OBJECTIVE
Copy each line exactly. Drop every picture.

STORED DATA
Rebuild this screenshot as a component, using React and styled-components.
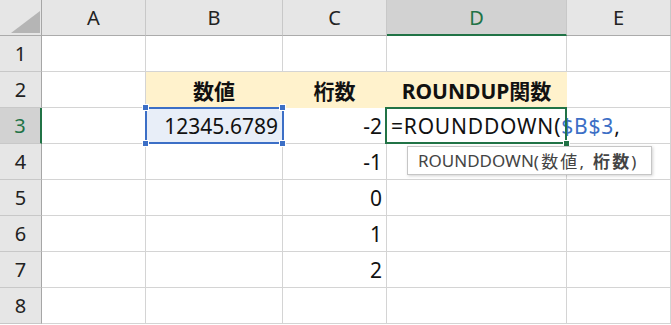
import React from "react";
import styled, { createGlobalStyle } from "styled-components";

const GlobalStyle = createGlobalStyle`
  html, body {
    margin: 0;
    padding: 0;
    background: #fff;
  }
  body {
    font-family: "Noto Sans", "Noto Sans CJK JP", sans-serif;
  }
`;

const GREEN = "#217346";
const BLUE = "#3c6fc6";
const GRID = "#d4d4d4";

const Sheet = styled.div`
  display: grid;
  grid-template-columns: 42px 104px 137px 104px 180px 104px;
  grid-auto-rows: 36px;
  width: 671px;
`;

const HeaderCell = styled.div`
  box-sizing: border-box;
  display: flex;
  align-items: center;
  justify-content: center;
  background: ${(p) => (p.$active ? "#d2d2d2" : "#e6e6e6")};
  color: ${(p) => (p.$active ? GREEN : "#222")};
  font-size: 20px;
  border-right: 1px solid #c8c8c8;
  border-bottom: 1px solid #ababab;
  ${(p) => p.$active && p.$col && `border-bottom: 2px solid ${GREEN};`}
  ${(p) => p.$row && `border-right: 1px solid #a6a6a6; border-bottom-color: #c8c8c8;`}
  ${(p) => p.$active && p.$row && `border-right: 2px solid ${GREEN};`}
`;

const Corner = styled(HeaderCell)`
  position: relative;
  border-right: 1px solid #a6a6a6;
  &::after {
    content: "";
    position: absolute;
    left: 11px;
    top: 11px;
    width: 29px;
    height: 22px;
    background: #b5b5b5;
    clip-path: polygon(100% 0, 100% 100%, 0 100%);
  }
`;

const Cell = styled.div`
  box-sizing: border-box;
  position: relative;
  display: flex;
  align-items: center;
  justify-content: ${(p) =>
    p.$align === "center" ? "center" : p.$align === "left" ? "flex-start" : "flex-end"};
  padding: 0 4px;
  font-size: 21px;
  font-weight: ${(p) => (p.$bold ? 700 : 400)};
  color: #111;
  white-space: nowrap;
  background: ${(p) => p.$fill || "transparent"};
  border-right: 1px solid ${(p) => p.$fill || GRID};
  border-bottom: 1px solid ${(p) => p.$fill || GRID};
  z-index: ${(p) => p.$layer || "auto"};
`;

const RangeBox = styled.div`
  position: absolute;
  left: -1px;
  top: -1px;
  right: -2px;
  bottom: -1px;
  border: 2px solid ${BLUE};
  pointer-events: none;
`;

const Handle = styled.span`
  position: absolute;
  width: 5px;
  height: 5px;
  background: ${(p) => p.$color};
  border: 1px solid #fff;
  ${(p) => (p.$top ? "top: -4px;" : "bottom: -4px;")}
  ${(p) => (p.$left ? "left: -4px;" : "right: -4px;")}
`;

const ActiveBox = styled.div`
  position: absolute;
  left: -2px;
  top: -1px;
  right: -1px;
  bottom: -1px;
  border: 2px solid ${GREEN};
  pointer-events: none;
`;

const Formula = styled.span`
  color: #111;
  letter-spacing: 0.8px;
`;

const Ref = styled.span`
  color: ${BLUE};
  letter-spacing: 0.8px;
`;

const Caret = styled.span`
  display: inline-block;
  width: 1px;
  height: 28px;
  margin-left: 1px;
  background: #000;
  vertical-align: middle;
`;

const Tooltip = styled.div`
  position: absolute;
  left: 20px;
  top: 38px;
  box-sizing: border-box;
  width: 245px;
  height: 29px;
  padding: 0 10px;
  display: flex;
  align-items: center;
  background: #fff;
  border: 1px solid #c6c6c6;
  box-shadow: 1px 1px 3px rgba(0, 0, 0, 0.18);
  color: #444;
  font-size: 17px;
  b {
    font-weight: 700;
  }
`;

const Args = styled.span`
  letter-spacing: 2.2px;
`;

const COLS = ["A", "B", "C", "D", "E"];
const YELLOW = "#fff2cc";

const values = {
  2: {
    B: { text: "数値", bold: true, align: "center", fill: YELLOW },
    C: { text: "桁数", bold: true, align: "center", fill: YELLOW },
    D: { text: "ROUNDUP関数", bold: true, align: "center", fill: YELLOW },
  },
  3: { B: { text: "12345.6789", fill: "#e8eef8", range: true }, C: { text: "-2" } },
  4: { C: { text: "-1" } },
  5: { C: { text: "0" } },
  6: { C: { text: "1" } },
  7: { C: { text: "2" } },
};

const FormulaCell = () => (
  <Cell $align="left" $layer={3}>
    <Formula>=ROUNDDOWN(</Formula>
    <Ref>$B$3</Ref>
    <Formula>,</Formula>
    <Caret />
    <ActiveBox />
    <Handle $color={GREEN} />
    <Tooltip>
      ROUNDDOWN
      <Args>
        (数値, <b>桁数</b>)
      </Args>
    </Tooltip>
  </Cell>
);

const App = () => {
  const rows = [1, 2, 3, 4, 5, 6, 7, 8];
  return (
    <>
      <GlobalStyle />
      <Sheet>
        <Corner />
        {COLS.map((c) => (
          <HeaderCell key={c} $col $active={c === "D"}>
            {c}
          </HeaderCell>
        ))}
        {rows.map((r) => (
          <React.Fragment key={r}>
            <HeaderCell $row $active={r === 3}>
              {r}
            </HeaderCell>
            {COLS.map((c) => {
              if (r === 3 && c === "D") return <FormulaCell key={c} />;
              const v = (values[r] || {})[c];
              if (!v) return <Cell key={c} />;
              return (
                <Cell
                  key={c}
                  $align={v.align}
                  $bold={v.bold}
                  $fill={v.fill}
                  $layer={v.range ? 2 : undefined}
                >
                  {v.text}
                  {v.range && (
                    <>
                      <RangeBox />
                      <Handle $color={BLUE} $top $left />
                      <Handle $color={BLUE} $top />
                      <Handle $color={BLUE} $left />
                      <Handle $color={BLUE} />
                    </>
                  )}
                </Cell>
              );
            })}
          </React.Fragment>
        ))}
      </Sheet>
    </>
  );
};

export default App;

COMPLETE RESPONSE
Rebuild this screenshot as a component, using React and styled-components.
import React from "react";
import styled, { createGlobalStyle } from "styled-components";

const GlobalStyle = createGlobalStyle`
  html, body {
    margin: 0;
    padding: 0;
    background: #fff;
  }
  body {
    font-family: "Noto Sans", "Noto Sans CJK JP", sans-serif;
  }
`;

const GREEN = "#217346";
const BLUE = "#3c6fc6";
const GRID = "#d4d4d4";

const Sheet = styled.div`
  display: grid;
  grid-template-columns: 42px 104px 137px 104px 180px 104px;
  grid-auto-rows: 36px;
  width: 671px;
`;

const HeaderCell = styled.div`
  box-sizing: border-box;
  display: flex;
  align-items: center;
  justify-content: center;
  background: ${(p) => (p.$active ? "#d2d2d2" : "#e6e6e6")};
  color: ${(p) => (p.$active ? GREEN : "#222")};
  font-size: 20px;
  border-right: 1px solid #c8c8c8;
  border-bottom: 1px solid #ababab;
  ${(p) => p.$active && p.$col && `border-bottom: 2px solid ${GREEN};`}
  ${(p) => p.$row && `border-right: 1px solid #a6a6a6; border-bottom-color: #c8c8c8;`}
  ${(p) => p.$active && p.$row && `border-right: 2px solid ${GREEN};`}
`;

const Corner = styled(HeaderCell)`
  position: relative;
  border-right: 1px solid #a6a6a6;
  &::after {
    content: "";
    position: absolute;
    left: 11px;
    top: 11px;
    width: 29px;
    height: 22px;
    background: #b5b5b5;
    clip-path: polygon(100% 0, 100% 100%, 0 100%);
  }
`;

const Cell = styled.div`
  box-sizing: border-box;
  position: relative;
  display: flex;
  align-items: center;
  justify-content: ${(p) =>
    p.$align === "center" ? "center" : p.$align === "left" ? "flex-start" : "flex-end"};
  padding: 0 4px;
  font-size: 21px;
  font-weight: ${(p) => (p.$bold ? 700 : 400)};
  color: #111;
  white-space: nowrap;
  background: ${(p) => p.$fill || "transparent"};
  border-right: 1px solid ${(p) => p.$fill || GRID};
  border-bottom: 1px solid ${(p) => p.$fill || GRID};
  z-index: ${(p) => p.$layer || "auto"};
`;

const RangeBox = styled.div`
  position: absolute;
  left: -1px;
  top: -1px;
  right: -2px;
  bottom: -1px;
  border: 2px solid ${BLUE};
  pointer-events: none;
`;

const Handle = styled.span`
  position: absolute;
  width: 5px;
  height: 5px;
  background: ${(p) => p.$color};
  border: 1px solid #fff;
  ${(p) => (p.$top ? "top: -4px;" : "bottom: -4px;")}
  ${(p) => (p.$left ? "left: -4px;" : "right: -4px;")}
`;

const ActiveBox = styled.div`
  position: absolute;
  left: -2px;
  top: -1px;
  right: -1px;
  bottom: -1px;
  border: 2px solid ${GREEN};
  pointer-events: none;
`;

const Formula = styled.span`
  color: #111;
  letter-spacing: 0.8px;
`;

const Ref = styled.span`
  color: ${BLUE};
  letter-spacing: 0.8px;
`;

const Caret = styled.span`
  display: inline-block;
  width: 1px;
  height: 28px;
  margin-left: 1px;
  background: #000;
  vertical-align: middle;
`;

const Tooltip = styled.div`
  position: absolute;
  left: 20px;
  top: 38px;
  box-sizing: border-box;
  width: 245px;
  height: 29px;
  padding: 0 10px;
  display: flex;
  align-items: center;
  background: #fff;
  border: 1px solid #c6c6c6;
  box-shadow: 1px 1px 3px rgba(0, 0, 0, 0.18);
  color: #444;
  font-size: 17px;
  b {
    font-weight: 700;
  }
`;

const Args = styled.span`
  letter-spacing: 2.2px;
`;

const COLS = ["A", "B", "C", "D", "E"];
const YELLOW = "#fff2cc";

const values = {
  2: {
    B: { text: "数値", bold: true, align: "center", fill: YELLOW },
    C: { text: "桁数", bold: true, align: "center", fill: YELLOW },
    D: { text: "ROUNDUP関数", bold: true, align: "center", fill: YELLOW },
  },
  3: { B: { text: "12345.6789", fill: "#e8eef8", range: true }, C: { text: "-2" } },
  4: { C: { text: "-1" } },
  5: { C: { text: "0" } },
  6: { C: { text: "1" } },
  7: { C: { text: "2" } },
};

const FormulaCell = () => (
  <Cell $align="left" $layer={3}>
    <Formula>=ROUNDDOWN(</Formula>
    <Ref>$B$3</Ref>
    <Formula>,</Formula>
    <Caret />
    <ActiveBox />
    <Handle $color={GREEN} />
    <Tooltip>
      ROUNDDOWN
      <Args>
        (数値, <b>桁数</b>)
      </Args>
    </Tooltip>
  </Cell>
);

const App = () => {
  const rows = [1, 2, 3, 4, 5, 6, 7, 8];
  return (
    <>
      <GlobalStyle />
      <Sheet>
        <Corner />
        {COLS.map((c) => (
          <HeaderCell key={c} $col $active={c === "D"}>
            {c}
          </HeaderCell>
        ))}
        {rows.map((r) => (
          <React.Fragment key={r}>
            <HeaderCell $row $active={r === 3}>
              {r}
            </HeaderCell>
            {COLS.map((c) => {
              if (r === 3 && c === "D") return <FormulaCell key={c} />;
              const v = (values[r] || {})[c];
              if (!v) return <Cell key={c} />;
              return (
                <Cell
                  key={c}
                  $align={v.align}
                  $bold={v.bold}
                  $fill={v.fill}
                  $layer={v.range ? 2 : undefined}
                >
                  {v.text}
                  {v.range && (
                    <>
                      <RangeBox />
                      <Handle $color={BLUE} $top $left />
                      <Handle $color={BLUE} $top />
                      <Handle $color={BLUE} $left />
                      <Handle $color={BLUE} />
                    </>
                  )}
                </Cell>
              );
            })}
          </React.Fragment>
        ))}
      </Sheet>
    </>
  );
};

export default App;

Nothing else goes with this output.